Controls are a set of rules that must hold true. This rule set can change over time
Controls should be operationally independent to decrease risks in single point of failure.
Controls can be detective or preventative. Detective controls are passive and alert when an action happens that should not have. Preventative controls prevent the action from happening.
Since you cannot add a control for every piece of the feature, your must prioritize (like everything a PM does) the controls that check outcomes which are to be prevented at all costs.
GGB: One control could be a pressure control system in the pillars to alert if there is too much weight on the bridge. This control could be preventative if it closes the entry of the bridge when pressure is past a certain threshold. Don’t put this system on the same power grid in case there is an outage.
Section 7: Testing
There are many types of tests for software development. The Product Manager is accountable for defining the functional tests that will ensure each piece of the Product Spec is properly implemented, from the acceptance criteria, to the Data Model, Business Metrics, and Controls.
A good test suite covers all potential inputs and circumstances and defines the required output.

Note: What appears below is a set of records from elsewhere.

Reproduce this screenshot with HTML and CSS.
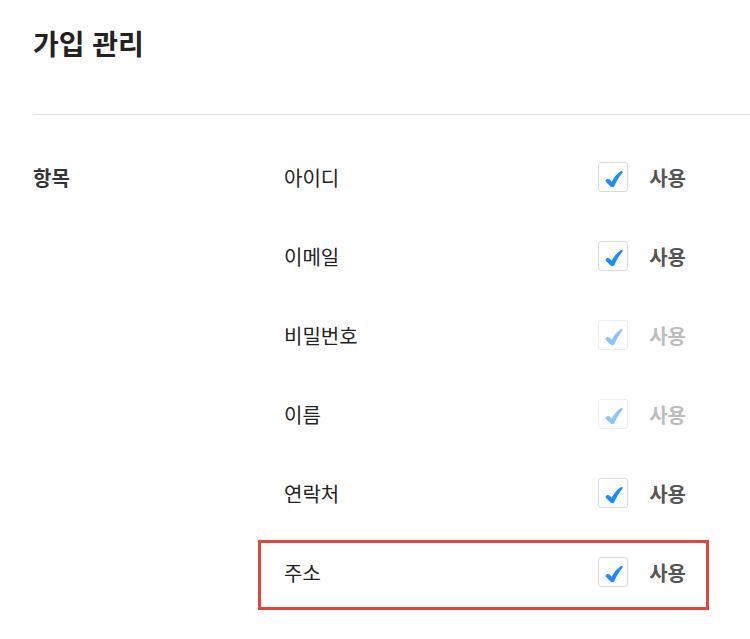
FILE: index.html
```html
<!DOCTYPE html>
<html lang="ko">
<head>
<meta charset="utf-8">
<link rel="stylesheet" href="styles.css">
</head>
<body>
<div class="page">
  <header class="header">
    <h1 class="title">가입 관리</h1>
  </header>
  <section class="section">
    <div class="section-label">항목</div>
    <ul class="rows">
      <li class="row"><span class="name">아이디</span><span class="check"><svg viewBox="0 0 20 20"><path d="M0.8 11.5 C1.8 9.8 4 9.4 5.4 10.8 L7.4 13 C9.8 8.2 13.2 4.2 17.4 1.3 C19 0.4 20.3 2 19.2 3.3 C15.4 7.8 12.6 12.3 10.6 17.6 C9.8 19.5 7.4 19.7 6.2 18.3 L1.2 13.4 C0.6 12.8 0.5 12.1 0.8 11.5 Z"/></svg></span><span class="use">사용</span></li>
      <li class="row"><span class="name">이메일</span><span class="check"><svg viewBox="0 0 20 20"><path d="M0.8 11.5 C1.8 9.8 4 9.4 5.4 10.8 L7.4 13 C9.8 8.2 13.2 4.2 17.4 1.3 C19 0.4 20.3 2 19.2 3.3 C15.4 7.8 12.6 12.3 10.6 17.6 C9.8 19.5 7.4 19.7 6.2 18.3 L1.2 13.4 C0.6 12.8 0.5 12.1 0.8 11.5 Z"/></svg></span><span class="use">사용</span></li>
      <li class="row is-disabled"><span class="name">비밀번호</span><span class="check"><svg viewBox="0 0 20 20"><path d="M0.8 11.5 C1.8 9.8 4 9.4 5.4 10.8 L7.4 13 C9.8 8.2 13.2 4.2 17.4 1.3 C19 0.4 20.3 2 19.2 3.3 C15.4 7.8 12.6 12.3 10.6 17.6 C9.8 19.5 7.4 19.7 6.2 18.3 L1.2 13.4 C0.6 12.8 0.5 12.1 0.8 11.5 Z"/></svg></span><span class="use">사용</span></li>
      <li class="row is-disabled"><span class="name">이름</span><span class="check"><svg viewBox="0 0 20 20"><path d="M0.8 11.5 C1.8 9.8 4 9.4 5.4 10.8 L7.4 13 C9.8 8.2 13.2 4.2 17.4 1.3 C19 0.4 20.3 2 19.2 3.3 C15.4 7.8 12.6 12.3 10.6 17.6 C9.8 19.5 7.4 19.7 6.2 18.3 L1.2 13.4 C0.6 12.8 0.5 12.1 0.8 11.5 Z"/></svg></span><span class="use">사용</span></li>
      <li class="row"><span class="name">연락처</span><span class="check"><svg viewBox="0 0 20 20"><path d="M0.8 11.5 C1.8 9.8 4 9.4 5.4 10.8 L7.4 13 C9.8 8.2 13.2 4.2 17.4 1.3 C19 0.4 20.3 2 19.2 3.3 C15.4 7.8 12.6 12.3 10.6 17.6 C9.8 19.5 7.4 19.7 6.2 18.3 L1.2 13.4 C0.6 12.8 0.5 12.1 0.8 11.5 Z"/></svg></span><span class="use">사용</span></li>
      <li class="row is-highlight"><span class="name">주소</span><span class="check"><svg viewBox="0 0 20 20"><path d="M0.8 11.5 C1.8 9.8 4 9.4 5.4 10.8 L7.4 13 C9.8 8.2 13.2 4.2 17.4 1.3 C19 0.4 20.3 2 19.2 3.3 C15.4 7.8 12.6 12.3 10.6 17.6 C9.8 19.5 7.4 19.7 6.2 18.3 L1.2 13.4 C0.6 12.8 0.5 12.1 0.8 11.5 Z"/></svg></span><span class="use">사용</span></li>
    </ul>
  </section>
</div>
</body>
</html>
```
FILE: styles.css
```css
* { box-sizing: border-box; }
html, body { margin: 0; padding: 0; background: #fff; }
body {
  font-family: "Noto Sans CJK KR", "Noto Sans", sans-serif;
  color: #222;
  overflow: hidden;
}
.page { padding-left: 33px; }
.header {
  padding-top: 25px;
  padding-bottom: 53px;
  border-bottom: 1px solid #e2e2e2;
}
.title {
  margin: 0;
  font-size: 28px;
  line-height: 36px;
  font-weight: 700;
  color: #222;
}
.section {
  display: flex;
  padding-top: 24px;
}
.section-label {
  width: 225px;
  flex: none;
  height: 76px;
  display: flex;
  align-items: center;
  font-size: 20px;
  font-weight: 700;
  color: #333;
}
.rows {
  list-style: none;
  margin: 0;
  padding: 0;
  width: 451px;
  display: flex;
  flex-direction: column;
  gap: 3px;
}
.row {
  height: 76px;
  display: flex;
  align-items: center;
  padding: 0 20px 0 23px;
  border: 3px solid transparent;
  font-size: 20px;
}
.row.is-highlight {
  border-color: #e2453c;
  margin-top: 6px;
  height: 70px;
  padding-bottom: 6px;
}
.name { flex: 1; color: #222; }
.check {
  width: 30px;
  height: 30px;
  border: 1px solid #dcdcdc;
  border-radius: 3px;
  background: #fff;
  display: flex;
  align-items: flex-end;
  justify-content: center;
  padding: 0 0 3px 2px;
  margin-right: 21px;
}
.check svg { width: 18px; height: 18px; fill: #1a8cff; display: block; }
.use { font-weight: 700; color: #555; }
.is-disabled .check { border-color: #eeeeee; }
.is-disabled .check svg { fill: #8cc4fb; }
.is-disabled .use { color: #bdbdbd; }
```
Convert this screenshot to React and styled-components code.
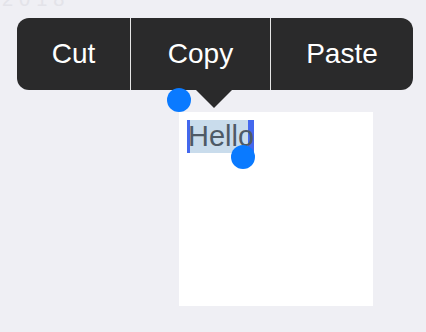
import React from 'react';
import styled, {createGlobalStyle} from 'styled-components';

const Global = createGlobalStyle`
    html, body {
        margin: 0;
        padding: 0;
        background: #efeff4;
        font-family: "Liberation Sans", Arial, sans-serif;
    }
`;

const Page = styled.div`
    width: 426px;
    height: 332px;
    overflow: hidden;
    display: flex;
    flex-direction: column;
`;

// faint label peeking out at the top edge
const Ghost = styled.div`
    margin-top: -11px;
    height: 18px;
    padding-left: 2px;
    font-size: 20px;
    letter-spacing: 6px;
    color: #e3e3e9;
    line-height: 20px;
`;

const Menu = styled.div`
    position: relative;
    display: flex;
    align-self: flex-start;
    margin: 11px 0 0 17px;
    height: 72px;
    background: #2a2a2b;
    border-radius: 12px;

    &::after {
        content: '';
        position: absolute;
        left: 179px;
        top: 72px;
        border-left: 18px solid transparent;
        border-right: 18px solid transparent;
        border-top: 18px solid #2a2a2b;
    }
`;

const Item = styled.div`
    width: ${p => p.w}px;
    display: flex;
    align-items: center;
    justify-content: center;
    color: #ffffff;
    font-size: 28px;
    border-left: ${p => p.first ? 'none' : '1px solid #e6e6e6'};
`;

const Editor = styled.div`
    margin: 22px 0 0 179px;
    width: 194px;
    height: 194px;
    background: #ffffff;
    padding: 8px;
    box-sizing: border-box;
    display: flex;
    align-items: flex-start;
`;

const Selection = styled.div`
    position: relative;
    display: flex;
    align-items: center;
    width: 58px;
    height: 33px;
    background: #c9dcec;
    border-left: 3px solid #4468ee;
    border-right: 6px solid #4468ee;
`;

const Word = styled.span`
    margin-left: -2px;
    color: #4e5a66;
    font-size: 29px;
    line-height: 33px;
    white-space: nowrap;
`;

const Knob = styled.span`
    position: absolute;
    width: 24px;
    height: 24px;
    border-radius: 50%;
    background: #0a7aff;
    left: ${p => p.x}px;
    top: ${p => p.y}px;
`;

export default function App() {
    return (
        <Page>
            <Global/>
            <Ghost>2018</Ghost>
            <Menu>
                <Item w={113} first>Cut</Item>
                <Item w={139}>Copy</Item>
                <Item w={142}>Paste</Item>
            </Menu>
            <Editor>
                <Selection>
                    <Word>Hello</Word>
                    <Knob x={-23} y={-32}/>
                    <Knob x={41} y={25}/>
                </Selection>
            </Editor>
        </Page>
    );
}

It should be a playbook for anyone to test a product before it goes live.
Agile advises the engineering team to implement these tests in an automated fashion to remove the need for manual testing. Some companies feel the need to hire a QA team to support testing — this may shift responsibility of quality away from engineering which could have adverse consequences. Regardless, User Acceptance Testing by the Product Manager is always encouraged before go live to ensure the product meets the acceptance criteria.
GGC: Test that if winds are up to 60mph the the bridge will be at 80% tension capacity. The control for tension should fire. The data model should read the correct max tension for that day, etc.